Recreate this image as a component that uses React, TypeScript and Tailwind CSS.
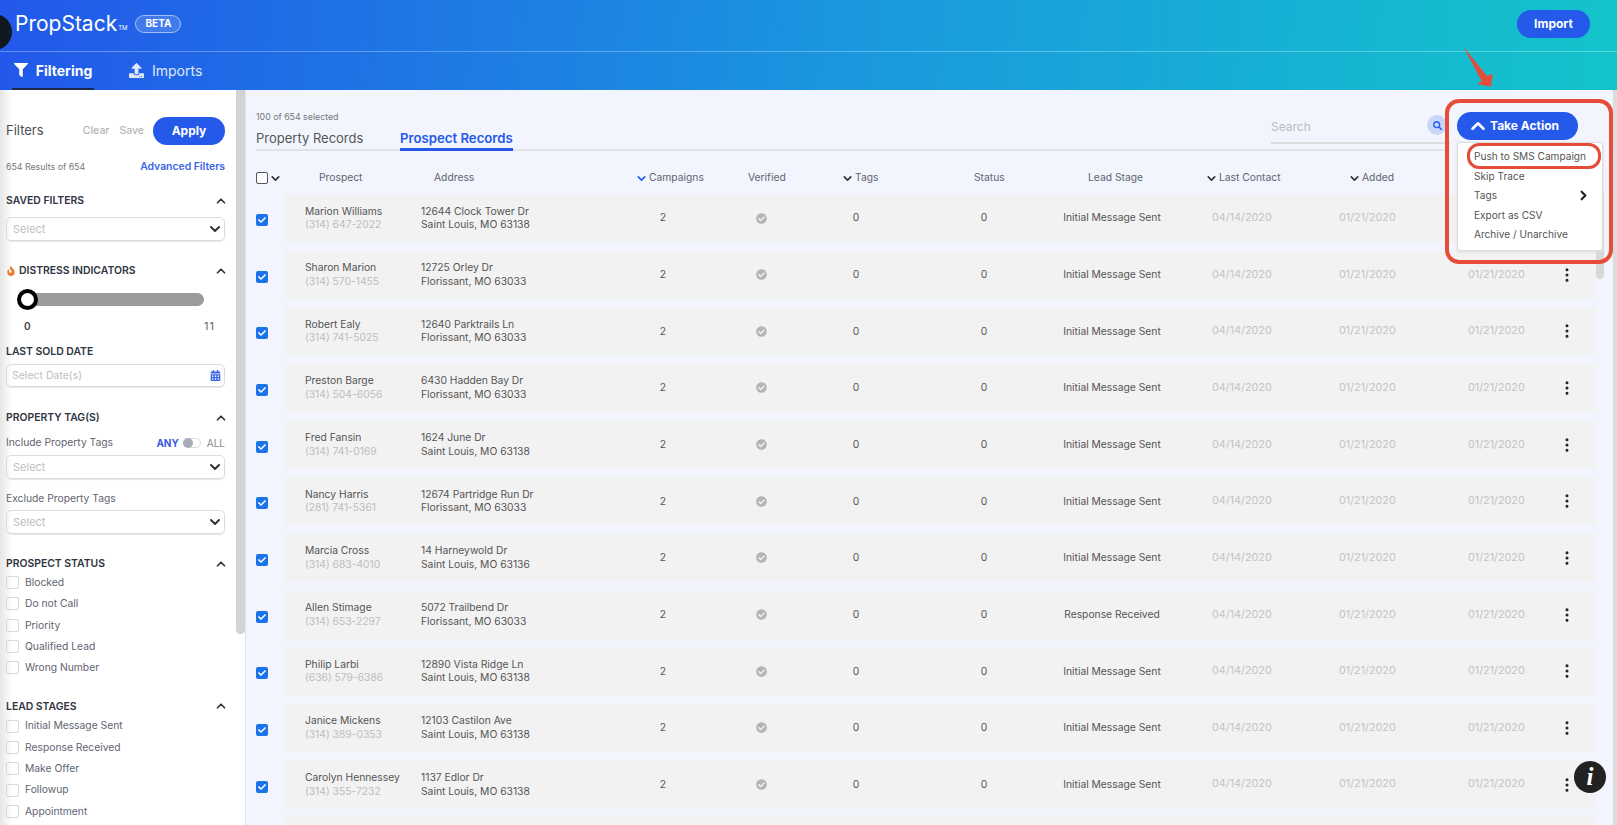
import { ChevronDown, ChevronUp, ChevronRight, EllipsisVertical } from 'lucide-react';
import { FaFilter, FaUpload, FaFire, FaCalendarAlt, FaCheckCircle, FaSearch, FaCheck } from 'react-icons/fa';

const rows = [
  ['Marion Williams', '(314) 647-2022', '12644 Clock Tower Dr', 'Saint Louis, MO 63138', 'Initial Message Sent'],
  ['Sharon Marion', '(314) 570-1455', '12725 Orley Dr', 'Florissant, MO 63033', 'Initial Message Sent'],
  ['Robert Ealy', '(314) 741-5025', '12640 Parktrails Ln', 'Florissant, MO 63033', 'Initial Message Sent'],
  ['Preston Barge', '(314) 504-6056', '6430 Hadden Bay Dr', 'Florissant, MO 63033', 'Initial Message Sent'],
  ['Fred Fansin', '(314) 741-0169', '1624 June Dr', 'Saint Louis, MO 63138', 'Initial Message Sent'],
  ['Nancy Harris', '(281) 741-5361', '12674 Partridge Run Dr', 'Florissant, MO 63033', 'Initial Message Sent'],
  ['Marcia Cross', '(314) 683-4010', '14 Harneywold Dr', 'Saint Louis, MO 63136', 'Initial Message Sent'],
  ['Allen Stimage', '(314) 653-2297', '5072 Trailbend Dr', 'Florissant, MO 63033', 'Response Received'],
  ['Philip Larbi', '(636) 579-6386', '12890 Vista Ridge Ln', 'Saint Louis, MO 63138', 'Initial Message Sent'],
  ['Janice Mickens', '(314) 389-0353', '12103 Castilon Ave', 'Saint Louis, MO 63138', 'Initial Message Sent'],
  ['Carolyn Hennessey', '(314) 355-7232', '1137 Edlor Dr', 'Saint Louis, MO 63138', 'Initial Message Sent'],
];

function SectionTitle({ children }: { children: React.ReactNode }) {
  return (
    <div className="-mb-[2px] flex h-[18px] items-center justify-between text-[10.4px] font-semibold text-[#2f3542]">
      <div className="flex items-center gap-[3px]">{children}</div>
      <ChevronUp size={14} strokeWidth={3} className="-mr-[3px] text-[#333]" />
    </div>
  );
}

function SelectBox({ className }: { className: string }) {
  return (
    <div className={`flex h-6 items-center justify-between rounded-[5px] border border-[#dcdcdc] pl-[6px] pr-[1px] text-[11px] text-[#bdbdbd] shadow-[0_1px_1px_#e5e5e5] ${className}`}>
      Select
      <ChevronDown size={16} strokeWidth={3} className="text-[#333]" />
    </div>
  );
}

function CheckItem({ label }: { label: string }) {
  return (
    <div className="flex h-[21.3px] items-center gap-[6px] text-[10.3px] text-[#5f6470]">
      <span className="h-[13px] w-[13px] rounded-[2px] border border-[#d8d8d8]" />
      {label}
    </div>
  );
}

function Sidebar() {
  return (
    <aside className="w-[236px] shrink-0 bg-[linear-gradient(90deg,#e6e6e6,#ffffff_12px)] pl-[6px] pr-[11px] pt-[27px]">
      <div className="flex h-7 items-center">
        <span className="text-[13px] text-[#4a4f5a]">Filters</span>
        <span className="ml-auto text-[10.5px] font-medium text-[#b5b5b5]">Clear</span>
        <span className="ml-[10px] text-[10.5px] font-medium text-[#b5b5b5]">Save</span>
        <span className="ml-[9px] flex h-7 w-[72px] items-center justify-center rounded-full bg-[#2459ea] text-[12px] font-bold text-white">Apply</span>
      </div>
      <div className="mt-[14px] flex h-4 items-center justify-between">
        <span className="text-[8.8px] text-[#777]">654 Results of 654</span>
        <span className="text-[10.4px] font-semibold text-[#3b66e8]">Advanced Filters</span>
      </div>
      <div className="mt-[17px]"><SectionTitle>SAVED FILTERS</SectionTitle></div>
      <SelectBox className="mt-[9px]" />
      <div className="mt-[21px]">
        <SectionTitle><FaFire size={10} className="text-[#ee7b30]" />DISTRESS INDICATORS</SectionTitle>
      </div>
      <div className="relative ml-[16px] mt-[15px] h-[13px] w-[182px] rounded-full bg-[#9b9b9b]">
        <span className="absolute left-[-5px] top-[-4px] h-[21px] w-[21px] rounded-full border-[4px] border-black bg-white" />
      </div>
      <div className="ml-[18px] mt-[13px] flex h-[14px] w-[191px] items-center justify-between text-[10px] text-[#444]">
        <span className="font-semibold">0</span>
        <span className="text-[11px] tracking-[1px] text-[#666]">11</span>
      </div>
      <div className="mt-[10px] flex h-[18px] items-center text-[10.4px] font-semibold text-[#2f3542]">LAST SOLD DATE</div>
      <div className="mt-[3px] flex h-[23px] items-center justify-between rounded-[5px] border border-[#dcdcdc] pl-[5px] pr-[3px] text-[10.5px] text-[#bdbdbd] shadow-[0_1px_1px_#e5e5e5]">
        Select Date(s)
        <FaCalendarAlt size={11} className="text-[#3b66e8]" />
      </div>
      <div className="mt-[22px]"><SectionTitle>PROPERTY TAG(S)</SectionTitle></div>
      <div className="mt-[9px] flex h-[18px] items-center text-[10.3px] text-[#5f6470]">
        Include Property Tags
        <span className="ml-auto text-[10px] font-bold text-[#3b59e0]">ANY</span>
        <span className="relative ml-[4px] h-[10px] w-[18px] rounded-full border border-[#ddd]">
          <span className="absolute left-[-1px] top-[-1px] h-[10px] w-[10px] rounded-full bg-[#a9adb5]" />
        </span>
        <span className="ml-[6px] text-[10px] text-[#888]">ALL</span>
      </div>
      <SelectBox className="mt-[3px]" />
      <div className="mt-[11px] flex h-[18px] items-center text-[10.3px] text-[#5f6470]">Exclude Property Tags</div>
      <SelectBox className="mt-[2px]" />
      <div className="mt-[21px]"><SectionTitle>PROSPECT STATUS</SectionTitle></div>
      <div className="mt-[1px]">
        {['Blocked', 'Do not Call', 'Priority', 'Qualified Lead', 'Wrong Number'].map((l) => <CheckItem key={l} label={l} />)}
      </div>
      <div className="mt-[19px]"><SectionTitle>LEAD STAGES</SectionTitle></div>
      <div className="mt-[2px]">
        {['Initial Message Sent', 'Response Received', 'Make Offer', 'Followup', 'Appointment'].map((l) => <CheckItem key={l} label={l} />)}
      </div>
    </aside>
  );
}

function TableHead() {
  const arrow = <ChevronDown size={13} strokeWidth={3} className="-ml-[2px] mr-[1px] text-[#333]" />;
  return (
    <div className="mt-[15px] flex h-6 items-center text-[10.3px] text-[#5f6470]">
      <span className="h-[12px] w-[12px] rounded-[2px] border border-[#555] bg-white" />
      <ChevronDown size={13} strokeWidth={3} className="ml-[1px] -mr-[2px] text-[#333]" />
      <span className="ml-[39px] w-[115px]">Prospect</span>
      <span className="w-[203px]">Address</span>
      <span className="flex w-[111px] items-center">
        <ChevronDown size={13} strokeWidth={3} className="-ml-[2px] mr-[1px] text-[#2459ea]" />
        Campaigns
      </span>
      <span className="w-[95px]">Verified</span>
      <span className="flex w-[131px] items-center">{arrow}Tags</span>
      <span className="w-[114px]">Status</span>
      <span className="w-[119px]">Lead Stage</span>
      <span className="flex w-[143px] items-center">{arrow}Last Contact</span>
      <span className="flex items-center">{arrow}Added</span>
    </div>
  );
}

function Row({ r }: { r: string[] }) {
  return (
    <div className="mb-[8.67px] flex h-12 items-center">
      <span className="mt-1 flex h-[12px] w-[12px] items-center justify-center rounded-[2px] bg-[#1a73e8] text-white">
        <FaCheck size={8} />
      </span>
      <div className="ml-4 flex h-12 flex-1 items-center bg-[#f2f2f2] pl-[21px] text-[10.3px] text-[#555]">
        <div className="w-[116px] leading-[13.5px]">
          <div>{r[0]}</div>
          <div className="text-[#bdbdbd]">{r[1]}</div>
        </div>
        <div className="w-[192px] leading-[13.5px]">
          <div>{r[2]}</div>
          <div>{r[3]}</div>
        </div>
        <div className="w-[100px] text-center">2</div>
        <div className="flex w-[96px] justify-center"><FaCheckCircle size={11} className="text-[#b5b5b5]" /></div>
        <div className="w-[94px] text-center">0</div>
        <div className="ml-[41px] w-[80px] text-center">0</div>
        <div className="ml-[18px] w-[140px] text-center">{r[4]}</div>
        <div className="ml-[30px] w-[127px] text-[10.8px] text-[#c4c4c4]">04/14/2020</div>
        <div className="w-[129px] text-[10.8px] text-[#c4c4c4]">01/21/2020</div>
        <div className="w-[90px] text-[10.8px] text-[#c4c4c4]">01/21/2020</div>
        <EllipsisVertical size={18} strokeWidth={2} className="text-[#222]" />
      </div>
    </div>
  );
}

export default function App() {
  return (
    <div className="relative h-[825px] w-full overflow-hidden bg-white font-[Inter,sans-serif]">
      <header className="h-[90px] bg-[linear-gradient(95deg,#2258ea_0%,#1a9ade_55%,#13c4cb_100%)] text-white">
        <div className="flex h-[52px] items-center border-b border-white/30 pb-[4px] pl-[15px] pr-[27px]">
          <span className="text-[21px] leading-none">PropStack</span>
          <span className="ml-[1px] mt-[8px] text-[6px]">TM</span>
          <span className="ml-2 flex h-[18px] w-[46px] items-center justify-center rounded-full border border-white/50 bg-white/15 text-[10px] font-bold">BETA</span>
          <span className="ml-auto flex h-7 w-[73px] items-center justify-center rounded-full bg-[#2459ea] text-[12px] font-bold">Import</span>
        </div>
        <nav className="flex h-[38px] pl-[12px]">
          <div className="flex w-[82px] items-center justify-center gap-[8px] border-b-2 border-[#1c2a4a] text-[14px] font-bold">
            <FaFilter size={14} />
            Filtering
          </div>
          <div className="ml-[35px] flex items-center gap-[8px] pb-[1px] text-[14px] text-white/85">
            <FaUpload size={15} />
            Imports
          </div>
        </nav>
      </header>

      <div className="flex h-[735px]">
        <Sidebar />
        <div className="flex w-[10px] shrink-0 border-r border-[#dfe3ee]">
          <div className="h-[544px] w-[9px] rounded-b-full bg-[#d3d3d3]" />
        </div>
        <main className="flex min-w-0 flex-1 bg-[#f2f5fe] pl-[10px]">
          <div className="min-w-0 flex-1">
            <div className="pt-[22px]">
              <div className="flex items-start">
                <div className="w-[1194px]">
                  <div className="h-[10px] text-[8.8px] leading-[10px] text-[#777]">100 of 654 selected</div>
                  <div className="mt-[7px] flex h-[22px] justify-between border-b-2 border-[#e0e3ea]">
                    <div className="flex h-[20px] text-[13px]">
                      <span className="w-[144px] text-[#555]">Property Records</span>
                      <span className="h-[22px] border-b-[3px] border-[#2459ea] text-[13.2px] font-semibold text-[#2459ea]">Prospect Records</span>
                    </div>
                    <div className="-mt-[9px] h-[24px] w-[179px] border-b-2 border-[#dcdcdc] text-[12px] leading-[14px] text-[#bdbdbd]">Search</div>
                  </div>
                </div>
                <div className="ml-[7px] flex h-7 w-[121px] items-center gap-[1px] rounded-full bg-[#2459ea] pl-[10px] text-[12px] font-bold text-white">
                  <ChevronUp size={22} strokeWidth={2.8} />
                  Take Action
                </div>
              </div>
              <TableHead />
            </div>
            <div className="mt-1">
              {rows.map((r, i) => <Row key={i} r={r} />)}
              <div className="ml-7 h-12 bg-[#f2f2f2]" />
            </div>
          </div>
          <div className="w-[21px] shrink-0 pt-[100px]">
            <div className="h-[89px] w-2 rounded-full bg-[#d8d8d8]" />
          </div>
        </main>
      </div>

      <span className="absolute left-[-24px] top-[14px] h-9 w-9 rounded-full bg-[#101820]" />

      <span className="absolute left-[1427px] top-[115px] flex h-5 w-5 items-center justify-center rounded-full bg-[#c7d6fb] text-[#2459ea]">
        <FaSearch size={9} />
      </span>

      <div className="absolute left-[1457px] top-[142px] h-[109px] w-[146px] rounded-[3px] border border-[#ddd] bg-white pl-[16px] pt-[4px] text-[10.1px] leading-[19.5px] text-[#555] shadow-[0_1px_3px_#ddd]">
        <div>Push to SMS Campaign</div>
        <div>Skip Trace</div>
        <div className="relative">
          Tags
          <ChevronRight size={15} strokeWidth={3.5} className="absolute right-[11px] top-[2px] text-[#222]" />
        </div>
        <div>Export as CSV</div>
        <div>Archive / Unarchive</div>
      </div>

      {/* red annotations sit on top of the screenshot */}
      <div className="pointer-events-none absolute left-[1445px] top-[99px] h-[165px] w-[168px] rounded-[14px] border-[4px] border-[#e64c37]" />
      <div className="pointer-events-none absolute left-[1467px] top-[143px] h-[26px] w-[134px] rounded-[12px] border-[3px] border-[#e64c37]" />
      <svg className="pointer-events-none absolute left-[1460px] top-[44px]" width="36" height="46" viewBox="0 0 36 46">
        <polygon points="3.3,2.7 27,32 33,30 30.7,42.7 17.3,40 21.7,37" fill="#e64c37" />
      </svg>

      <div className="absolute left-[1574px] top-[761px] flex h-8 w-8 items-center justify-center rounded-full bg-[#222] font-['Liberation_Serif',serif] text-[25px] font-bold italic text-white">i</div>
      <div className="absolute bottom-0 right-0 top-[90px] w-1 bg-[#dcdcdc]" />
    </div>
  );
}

** What the task requires **
From the first line of the listing above, repeat every line through the one holding "FaCheckCircle, FaSearch, FaCheck". Both ends count, and pictures stay out.

** Answer to this task **
Recreate this image as a component that uses React, TypeScript and Tailwind CSS.
import { ChevronDown, ChevronUp, ChevronRight, EllipsisVertical } from 'lucide-react';
import { FaFilter, FaUpload, FaFire, FaCalendarAlt, FaCheckCircle, FaSearch, FaCheck } from 'react-icons/fa';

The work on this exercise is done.